Some 250 volunteers, all former alcoholics and addicts in recovery, will deliver life-story “share” sessions and conduct workshops on issues such as self-esteem, peer pressure and risky behaviour. “The Department for Education felt that it was inappropriate that people in recovery should be delivering the message,” Winehouse said. “They wanted the local policeman or the head nurse or the headmaster to deliver it. But they are totally the wrong people to deliver that kind of discussion. Kids wouldn’t listen to them, and so we started formulating our plans about three months after Amy passed.”

The initiative is the latest from the foundation, which funds a number of projects, including children’s hospices, three scholarships at the Sylvia Young Theatre School where Amy studied, and a homeless shelter.

But Winehouse said he thought that the schools programme would be his daughter’s lasting legacy and that the results from the pilot projects had been “quite staggering”.

“Initially the schools we went to didn’t think they had a drug or alcohol problem, but very quickly, unfortunately, they found that they did, just as most schools do. We find that 40% of kids in schools struggle with alcohol or drugs – if not themselves, somebody close to them in their family – and the other 60% have issues such as body self-image, self-harm and bullying. We’re calling it the Amy Winehouse Resilience Programme because it’s not just looking to tackle alcohol and drugs but all these other things that affect young people today.”

Winehouse said the idea was to build up a body of evidence that could be shared with other schools in the future – and, crucially from his own experience, with parents, so that they were better informed.

“I know as a parent I was apathetic and when my daughter was struggling with these problems I thought initially that it would go away. I thought it didn’t affect my family, but it did.” Winehouse said he struggled to find a way of reaching out to his daughter. “I would be shouting at Amy and pretending I was having a heart attack,” he said.

He expressed fears that too many parents were, as he was, ignorant of the issues. “We had a parents’ meeting the other night in a school in London. When we speak to the kids in school there is 100% attendance and you can hear a pin drop.
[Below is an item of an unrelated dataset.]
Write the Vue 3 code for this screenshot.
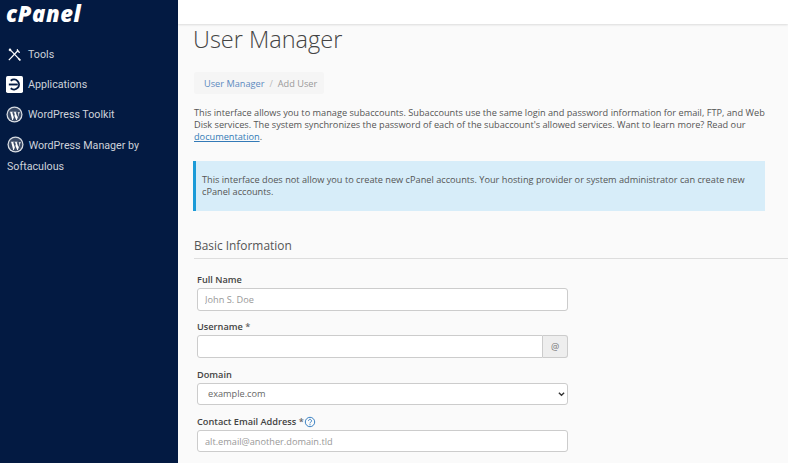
<script setup>
const navItems = [
  { label: 'Tools', icon: 'tools' },
  { label: 'Applications', icon: 'apps' },
  { label: 'WordPress Toolkit', icon: 'wp' },
]
</script>

<template>
  <div class="page">
    <aside class="sidebar">
      <div class="logo">cPanel</div>
      <nav class="nav">
        <a v-for="item in navItems" :key="item.label" class="nav-item">
          <svg v-if="item.icon === 'tools'" class="nav-icon" viewBox="0 0 18 18" fill="none" stroke="#fff">
            <path d="M3 15 13 4.500" stroke-width="1.300" />
            <path d="M12 3.500a2.600 2.600 0 0 0 2.600 3.200l-1.400-.8-.6-.9z" fill="#fff" stroke-width="1" />
            <path d="M3.500 3 15 15" stroke-width="1.300" />
            <path d="M2.600 4.200 4.400 2.500l1.500 1.800-1.500 1.400z" fill="#fff" stroke="none" />
            <path d="M13.400 12.400 15.800 14.800 14.600 16 12.300 13.600z" fill="#fff" stroke="none" />
          </svg>
          <svg v-else-if="item.icon === 'apps'" class="nav-icon" viewBox="0 0 18 18">
            <rect width="18" height="18" rx="1.800" fill="#fff" />
            <path d="M5 5A5.300 5.300 0 1 1 5 13" fill="none" stroke="#031a42" stroke-width="2" />
            <path d="M3 9h9.500" stroke="#031a42" stroke-width="2" />
          </svg>
          <svg v-else class="nav-icon" viewBox="0 0 18 18">
            <circle cx="9" cy="9" r="8.500" fill="#d9dde3" />
            <circle cx="9" cy="9" r="7.200" fill="#3a4a66" />
            <path d="M4 6h3.400v.5l-.9.2L8.300 12l1-2.800-.7-2.500-.8-.2V6h3.400v.5l-.9.2 1.800 5.300.9-3c.3-1-.2-1.800-.8-2.500h2.600v.5l-.5.2-2.800 7.600h-.7L8.900 10.300 7.300 14.800h-.7L4.500 6.700 4 6.500z" fill="#fff" />
          </svg>
          <span>{{ item.label }}</span>
        </a>
        <a class="nav-item nav-item-wrap">
          <svg class="nav-icon inline-icon" viewBox="0 0 18 18">
            <circle cx="9" cy="9" r="8.500" fill="#d9dde3" />
            <circle cx="9" cy="9" r="7.200" fill="#3a4a66" />
            <path d="M4 6h3.400v.5l-.9.2L8.300 12l1-2.800-.7-2.500-.8-.2V6h3.400v.5l-.9.2 1.800 5.300.9-3c.3-1-.2-1.800-.8-2.500h2.600v.5l-.5.2-2.800 7.600h-.7L8.900 10.300 7.300 14.800h-.7L4.500 6.700 4 6.500z" fill="#fff" />
          </svg>
          WordPress Manager by Softaculous
        </a>
      </nav>
    </aside>

    <div class="main">
      <header class="topbar"></header>
      <section class="content">
        <h1 class="title">User Manager</h1>
        <div class="breadcrumb">
          <a class="crumb-link">User Manager</a>
          <span class="crumb-sep">/</span>
          <span>Add User</span>
        </div>
        <p class="intro">
          This interface allows you to manage subaccounts. Subaccounts use the same login and password information for email, FTP, and Web Disk services. The system synchronizes the password of each of the subaccount's allowed services. Want to learn more? Read our <a class="doc-link">documentation</a>.
        </p>
        <div class="callout">
          This interface does not allow you to create new cPanel accounts. Your hosting provider or system administrator can create new cPanel accounts.
        </div>
        <h2 class="section-title">Basic Information</h2>
        <form class="form">
          <div class="field">
            <label>Full Name</label>
            <input class="control" type="text" placeholder="John S. Doe" />
          </div>
          <div class="field">
            <label>Username <span class="req">*</span></label>
            <div class="input-group">
              <input class="control" type="text" />
              <span class="addon">@</span>
            </div>
          </div>
          <div class="field">
            <label>Domain</label>
            <div class="select-wrap">
              <select class="control select">
                <option>example.com</option>
              </select>
              <svg class="chevron" viewBox="0 0 8 6" fill="none">
                <path d="M1 1.500 4 4.500 7 1.500" stroke="#333" stroke-width="1.500" />
              </svg>
            </div>
          </div>
          <div class="field">
            <label>
              Contact Email Address <span class="req">*</span>
              <svg class="help" viewBox="0 0 12 12" fill="none">
                <circle cx="6" cy="6" r="4.700" stroke="#3b82c4" stroke-width="1" />
                <path d="M4.500 4.800a1.500 1.500 0 1 1 2.300 1.300c-.6.400-.8.600-.8 1.200" stroke="#3b82c4" stroke-width="1" />
                <circle cx="6" cy="8.700" r=".6" fill="#3b82c4" />
              </svg>
            </label>
            <input class="control" type="text" placeholder="alt.email@another.domain.tld" />
          </div>
        </form>
      </section>
    </div>
  </div>
</template>

<style>
html, body {
  margin: 0;
  height: 100%;
  overflow: hidden;
}
</style>

<style scoped>
.page {
  display: flex;
  width: 788px;
  height: 463px;
  overflow: hidden;
  font-family: "Open Sans", "Liberation Sans", sans-serif;
  color: #555;
}

.sidebar {
  width: 178px;
  flex-shrink: 0;
  background: #031a42;
  color: #cdd2da;
  font-family: Roboto, "Liberation Sans", sans-serif;
  font-size: 10.700px;
}

.logo {
  padding: 0 0 0 6px;
  height: 32px;
  box-sizing: border-box;
  font-family: "Open Sans", sans-serif;
  font-size: 22px;
  font-weight: 800;
  font-style: italic;
  letter-spacing: .6px;
  color: #fff;
  line-height: 26px;
}

.nav {
  padding-top: 7px;
}

.nav-item {
  display: flex;
  align-items: center;
  gap: 5px;
  height: 30.300px;
  padding-left: 6px;
}

.nav-icon {
  width: 17px;
  height: 17px;
  flex-shrink: 0;
}

.nav-item-wrap {
  display: block;
  height: auto;
  padding: 5px 20px 0 7px;
  line-height: 21px;
}

.inline-icon {
  vertical-align: -4px;
  margin-right: 2px;
}

.main {
  flex: 1;
  min-width: 0;
  display: flex;
  flex-direction: column;
  background: #fafafa;
}

.topbar {
  height: 24px;
  flex-shrink: 0;
  background: #fff;
  box-shadow: 0 1px 2px rgba(0, 0, 0, .12);
}

.content {
  padding: 0 0 0 16px;
}

.title {
  margin: 0 0 0 -1px;
  font-size: 23.500px;
  font-weight: 300;
  line-height: 30px;
  color: #444;
}

.breadcrumb {
  display: inline-flex;
  gap: 5px;
  margin-top: 18px;
  padding: 0 7px 0 10px;
  height: 22px;
  align-items: center;
  background: #f5f5f5;
  border-radius: 3px;
  font-size: 9.200px;
  color: #999;
}

.crumb-link {
  color: #5c8ac0;
}

.crumb-sep {
  color: #bbb;
}

.intro {
  margin: 13px 0 0;
  width: 575px;
  font-size: 9.200px;
  line-height: 12px;
  color: #555;
}

.doc-link {
  color: #337ab7;
  text-decoration: underline;
}

.callout {
  box-sizing: border-box;
  width: 572px;
  height: 50px;
  margin: 18px 0 0 -1px;
  padding: 13px 15px 0 6px;
  background: #d7edf9;
  border-left: 3px solid #1b9bd8;
  font-size: 9.200px;
  line-height: 12px;
  color: #555;
}

.section-title {
  margin: 26px 0 0;
  padding-bottom: 4px;
  font-size: 11.900px;
  font-weight: 400;
  line-height: 17px;
  color: #555;
  border-bottom: 1px solid #ddd;
}

.form {
  padding: 14px 0 0 3px;
  width: 371px;
}

.field {
  margin-bottom: 9.800px;
}

label {
  display: block;
  height: 15px;
  font-size: 9.200px;
  font-weight: 600;
  line-height: 14px;
  color: #444;
}

.req {
  color: #666;
}

.help {
  width: 12px;
  height: 12px;
  vertical-align: -3px;
}

.control {
  display: block;
  box-sizing: border-box;
  width: 100%;
  height: 22.500px;
  padding: 0 7px;
  background: #fff;
  border: 1px solid #ccc;
  border-radius: 3px;
  font-family: inherit;
  font-size: 9.200px;
  color: #666;
  outline: none;
}

.control::placeholder {
  color: #999;
  opacity: 1;
}

.select-wrap {
  position: relative;
}

.select {
  appearance: none;
  padding-left: 10px;
}

.chevron {
  position: absolute;
  top: 8px;
  right: 3px;
  width: 7px;
  height: 6px;
}

.input-group {
  display: flex;
}

.input-group .control {
  flex: 1;
  min-width: 0;
  border-radius: 3px 0 0 3px;
}

.addon {
  box-sizing: border-box;
  width: 25px;
  height: 22.500px;
  display: flex;
  align-items: center;
  justify-content: center;
  background: #eee;
  border: 1px solid #ccc;
  border-left: 0;
  border-radius: 0 3px 3px 0;
  font-size: 9.200px;
  color: #777;
}
</style>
But in this school, which potentially had 3,000 parents, only 20 turned up. That’s the crux of the problem: there is incredible apathy among parents.”

Simon Antrobus, Addaction’s chief executive, praised the role played by the foundation in getting the programme up and running. “Then, and now, we’ve been hugely impressed with their commitment to addressing the lack of decent drug education in our schools and how they have campaigned for more and more pupils to benefit from this effective programme,” he said.

Winehouse is in no doubt what his daughter would think about the initiative. “I know exactly what she would say,” he said. “She talks to me in my mind and I know she’s proud of what we’re doing. She loved kids, loved young people. She would be thrilled.”